* [What you have to do]: Report only the number of lines holding "React".

* [Collected data]:

• • •

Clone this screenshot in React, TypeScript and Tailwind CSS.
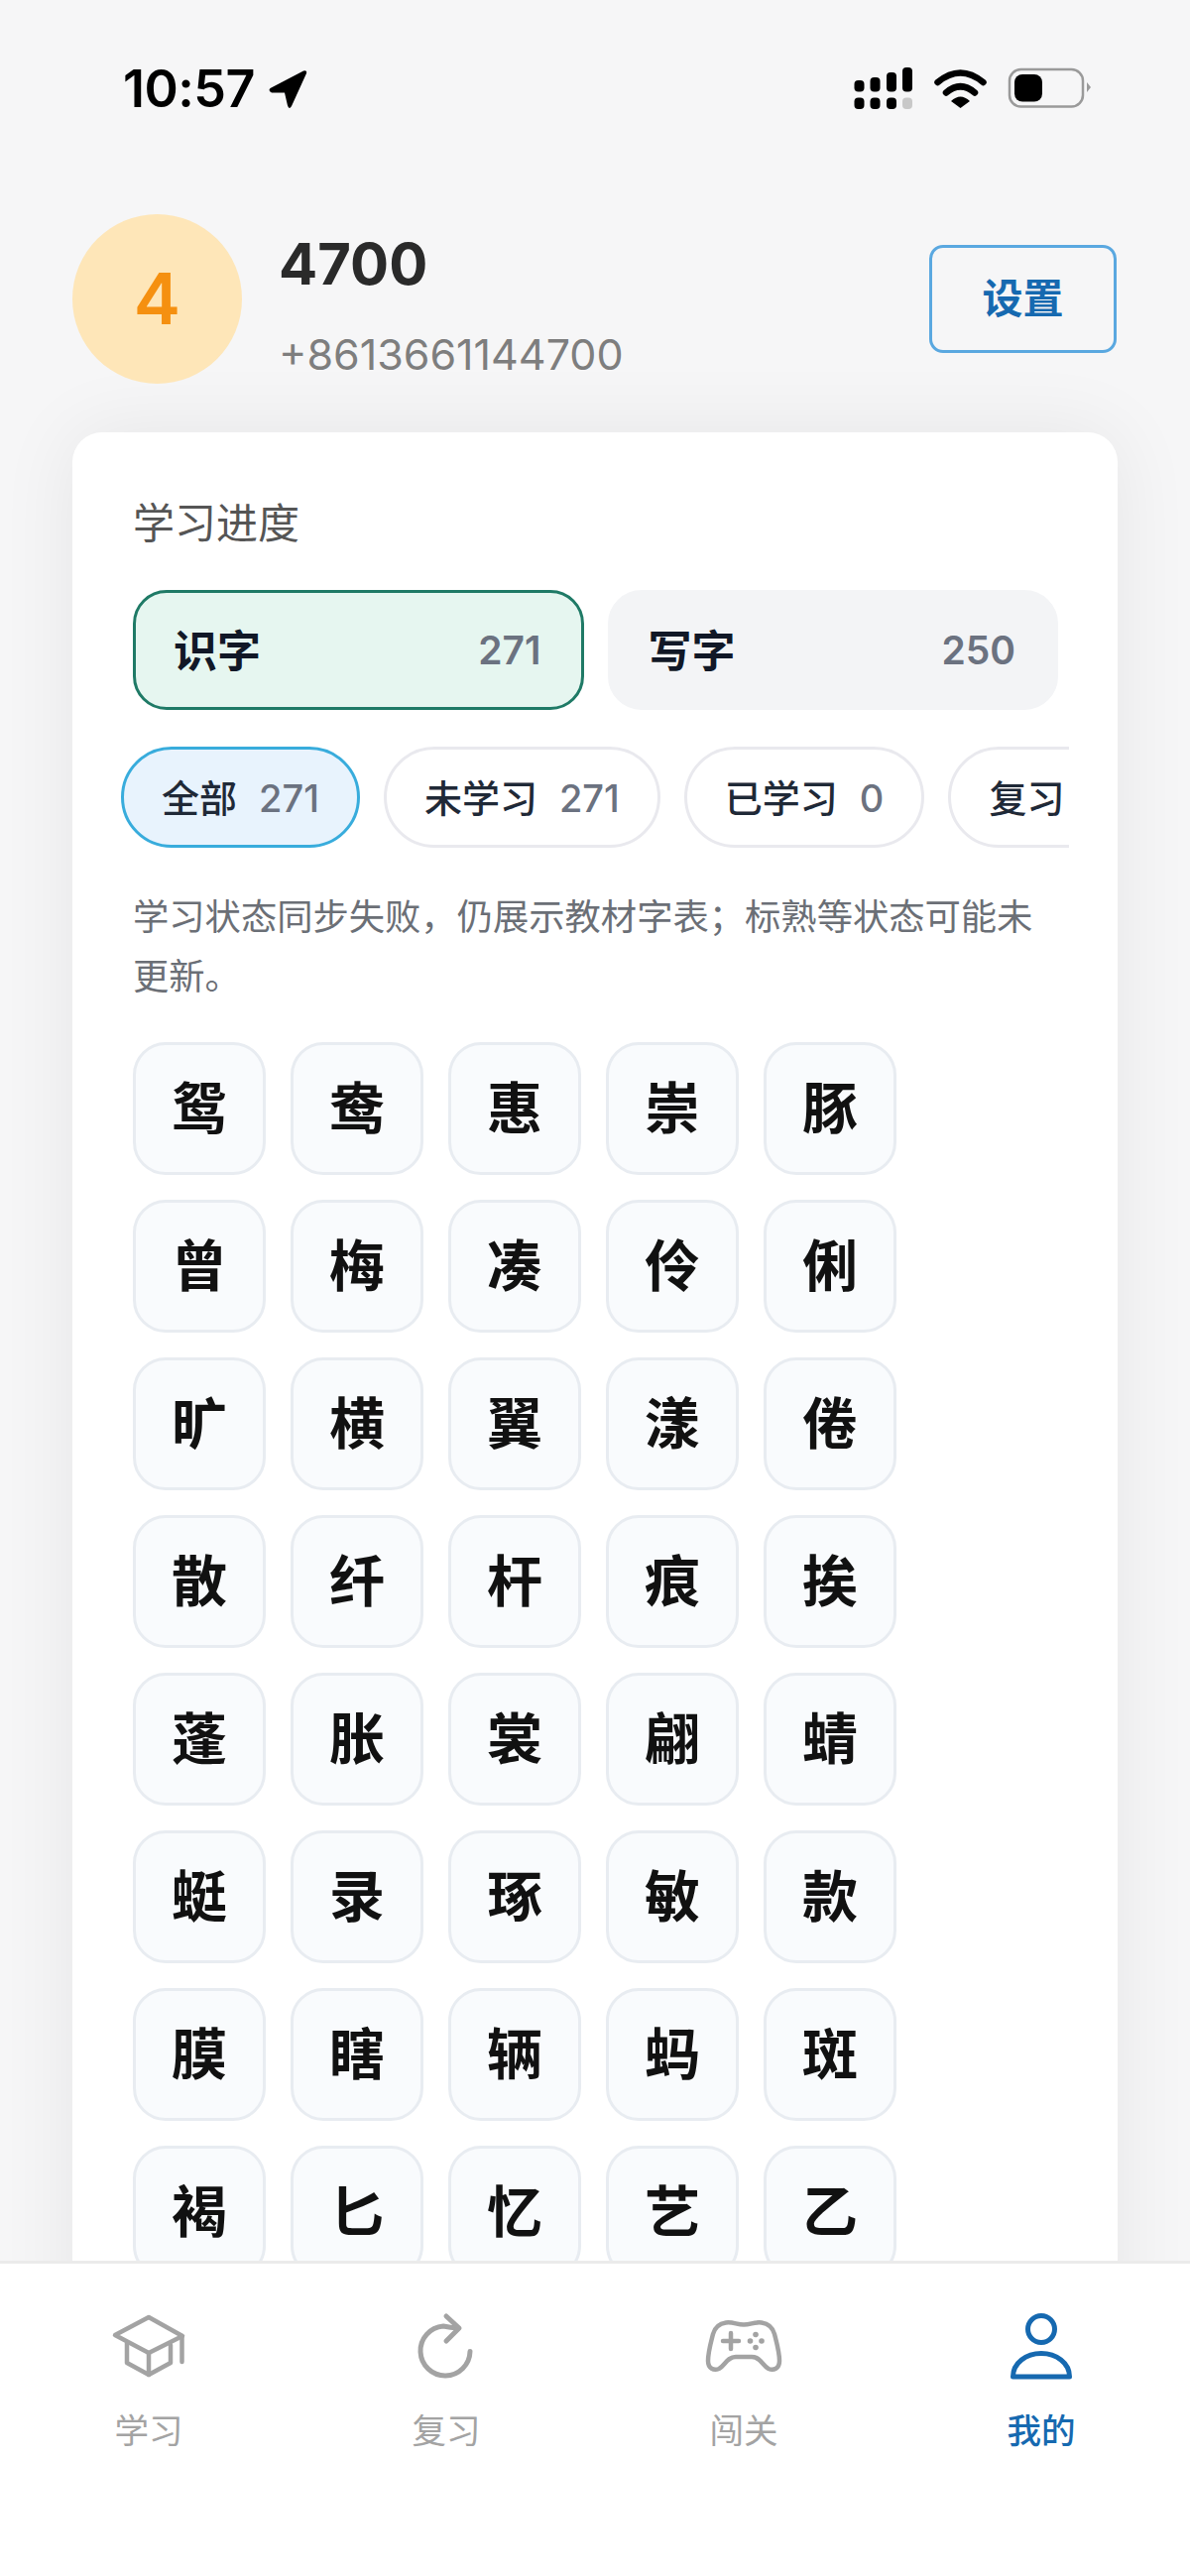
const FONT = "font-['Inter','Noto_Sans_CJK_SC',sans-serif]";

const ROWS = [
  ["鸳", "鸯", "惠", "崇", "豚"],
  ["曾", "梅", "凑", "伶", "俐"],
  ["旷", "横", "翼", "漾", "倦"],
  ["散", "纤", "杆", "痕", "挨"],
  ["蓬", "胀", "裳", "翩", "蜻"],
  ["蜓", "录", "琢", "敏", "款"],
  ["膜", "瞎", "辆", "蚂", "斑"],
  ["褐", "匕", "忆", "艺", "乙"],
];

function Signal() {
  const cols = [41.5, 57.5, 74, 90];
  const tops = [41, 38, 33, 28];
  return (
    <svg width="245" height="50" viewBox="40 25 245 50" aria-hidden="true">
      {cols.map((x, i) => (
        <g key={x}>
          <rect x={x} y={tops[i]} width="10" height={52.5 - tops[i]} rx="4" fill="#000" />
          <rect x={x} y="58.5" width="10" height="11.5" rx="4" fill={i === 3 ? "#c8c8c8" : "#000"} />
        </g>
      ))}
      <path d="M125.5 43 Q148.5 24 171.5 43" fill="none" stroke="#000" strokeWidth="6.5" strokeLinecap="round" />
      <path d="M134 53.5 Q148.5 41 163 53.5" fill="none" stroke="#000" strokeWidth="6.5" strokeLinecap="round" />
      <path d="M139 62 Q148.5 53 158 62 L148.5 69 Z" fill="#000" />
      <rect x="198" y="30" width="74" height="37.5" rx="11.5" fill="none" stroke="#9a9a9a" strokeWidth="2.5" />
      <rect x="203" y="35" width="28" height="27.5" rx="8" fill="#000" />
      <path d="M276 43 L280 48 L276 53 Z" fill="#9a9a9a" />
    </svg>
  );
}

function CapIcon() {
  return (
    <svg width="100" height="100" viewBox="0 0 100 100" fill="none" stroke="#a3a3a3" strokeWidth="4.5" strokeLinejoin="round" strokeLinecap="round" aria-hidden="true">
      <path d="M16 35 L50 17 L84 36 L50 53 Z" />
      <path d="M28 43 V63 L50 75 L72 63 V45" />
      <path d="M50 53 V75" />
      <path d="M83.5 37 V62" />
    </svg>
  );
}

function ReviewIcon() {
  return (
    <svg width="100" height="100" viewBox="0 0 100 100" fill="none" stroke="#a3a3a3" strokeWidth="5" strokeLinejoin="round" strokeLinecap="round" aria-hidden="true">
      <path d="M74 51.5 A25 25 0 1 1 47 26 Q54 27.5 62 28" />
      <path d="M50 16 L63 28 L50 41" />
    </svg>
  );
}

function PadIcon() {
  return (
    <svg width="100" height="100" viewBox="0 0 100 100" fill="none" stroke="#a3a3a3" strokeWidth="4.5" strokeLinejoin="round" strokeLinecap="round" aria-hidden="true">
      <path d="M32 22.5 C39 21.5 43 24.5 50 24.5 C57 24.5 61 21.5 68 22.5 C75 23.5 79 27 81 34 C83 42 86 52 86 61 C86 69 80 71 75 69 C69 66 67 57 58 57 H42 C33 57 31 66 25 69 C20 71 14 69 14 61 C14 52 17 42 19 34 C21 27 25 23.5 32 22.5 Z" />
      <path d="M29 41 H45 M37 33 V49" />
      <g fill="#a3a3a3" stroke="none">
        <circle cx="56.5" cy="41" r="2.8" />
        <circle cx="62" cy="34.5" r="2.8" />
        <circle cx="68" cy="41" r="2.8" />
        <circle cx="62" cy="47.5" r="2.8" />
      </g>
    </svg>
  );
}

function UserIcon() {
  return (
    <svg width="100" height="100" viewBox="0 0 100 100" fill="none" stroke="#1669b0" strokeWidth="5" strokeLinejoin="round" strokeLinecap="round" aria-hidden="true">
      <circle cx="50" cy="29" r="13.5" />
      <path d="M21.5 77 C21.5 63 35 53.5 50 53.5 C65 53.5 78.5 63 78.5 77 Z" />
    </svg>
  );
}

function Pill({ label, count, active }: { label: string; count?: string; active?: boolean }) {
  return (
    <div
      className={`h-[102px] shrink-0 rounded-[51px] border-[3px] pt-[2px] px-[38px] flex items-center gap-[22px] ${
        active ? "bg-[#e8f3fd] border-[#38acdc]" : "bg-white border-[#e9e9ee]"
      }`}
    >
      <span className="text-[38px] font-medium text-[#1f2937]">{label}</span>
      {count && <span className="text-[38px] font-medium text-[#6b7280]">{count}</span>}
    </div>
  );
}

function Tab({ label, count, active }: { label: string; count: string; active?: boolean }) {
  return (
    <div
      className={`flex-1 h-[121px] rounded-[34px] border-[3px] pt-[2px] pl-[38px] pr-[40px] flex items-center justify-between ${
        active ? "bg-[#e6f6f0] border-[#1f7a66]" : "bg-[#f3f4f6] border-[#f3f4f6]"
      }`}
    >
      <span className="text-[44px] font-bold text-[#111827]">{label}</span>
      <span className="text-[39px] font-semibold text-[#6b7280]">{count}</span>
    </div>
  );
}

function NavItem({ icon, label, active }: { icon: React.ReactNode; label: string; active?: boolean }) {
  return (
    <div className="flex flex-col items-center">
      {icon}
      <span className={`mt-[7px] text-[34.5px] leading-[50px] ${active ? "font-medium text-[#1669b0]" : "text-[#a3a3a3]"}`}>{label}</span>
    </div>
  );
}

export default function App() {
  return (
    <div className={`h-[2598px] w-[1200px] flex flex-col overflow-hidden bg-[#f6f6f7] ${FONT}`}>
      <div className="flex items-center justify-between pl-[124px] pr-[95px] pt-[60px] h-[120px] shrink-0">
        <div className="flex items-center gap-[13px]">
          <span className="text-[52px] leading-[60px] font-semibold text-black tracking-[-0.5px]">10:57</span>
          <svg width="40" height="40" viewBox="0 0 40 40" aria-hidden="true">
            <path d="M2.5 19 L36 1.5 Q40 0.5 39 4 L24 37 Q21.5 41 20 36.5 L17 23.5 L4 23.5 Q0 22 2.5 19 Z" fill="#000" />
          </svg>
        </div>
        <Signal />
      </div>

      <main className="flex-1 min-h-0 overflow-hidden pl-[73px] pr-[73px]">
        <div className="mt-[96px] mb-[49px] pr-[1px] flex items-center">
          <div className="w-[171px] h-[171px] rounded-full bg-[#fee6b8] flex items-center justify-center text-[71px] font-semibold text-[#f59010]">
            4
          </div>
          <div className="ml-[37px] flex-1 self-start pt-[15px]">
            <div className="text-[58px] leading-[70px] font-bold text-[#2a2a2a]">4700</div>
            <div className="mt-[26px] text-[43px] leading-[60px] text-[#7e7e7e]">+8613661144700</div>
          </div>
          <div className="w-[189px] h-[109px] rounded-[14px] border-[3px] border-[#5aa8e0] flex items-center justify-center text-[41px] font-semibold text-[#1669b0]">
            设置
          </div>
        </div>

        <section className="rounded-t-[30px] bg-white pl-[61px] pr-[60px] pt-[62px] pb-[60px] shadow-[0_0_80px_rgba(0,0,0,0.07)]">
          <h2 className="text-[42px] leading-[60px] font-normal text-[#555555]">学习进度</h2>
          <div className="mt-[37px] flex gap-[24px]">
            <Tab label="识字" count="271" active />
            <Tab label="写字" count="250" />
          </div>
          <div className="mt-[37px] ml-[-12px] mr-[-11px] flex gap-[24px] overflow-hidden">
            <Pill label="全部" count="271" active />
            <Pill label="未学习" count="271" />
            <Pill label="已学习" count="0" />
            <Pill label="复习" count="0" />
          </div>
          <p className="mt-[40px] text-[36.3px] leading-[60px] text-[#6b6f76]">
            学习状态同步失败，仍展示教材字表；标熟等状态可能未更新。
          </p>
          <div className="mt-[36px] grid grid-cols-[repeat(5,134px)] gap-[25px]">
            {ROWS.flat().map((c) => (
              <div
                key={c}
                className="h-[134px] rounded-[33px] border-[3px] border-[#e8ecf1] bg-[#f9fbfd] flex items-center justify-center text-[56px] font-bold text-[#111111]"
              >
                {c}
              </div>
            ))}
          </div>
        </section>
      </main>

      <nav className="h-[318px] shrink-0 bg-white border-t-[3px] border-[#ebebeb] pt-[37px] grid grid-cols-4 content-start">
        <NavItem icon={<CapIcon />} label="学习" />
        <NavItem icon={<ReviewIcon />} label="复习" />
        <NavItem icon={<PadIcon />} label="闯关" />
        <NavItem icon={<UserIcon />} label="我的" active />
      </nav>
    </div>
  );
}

• • •

* [Written answer]: 2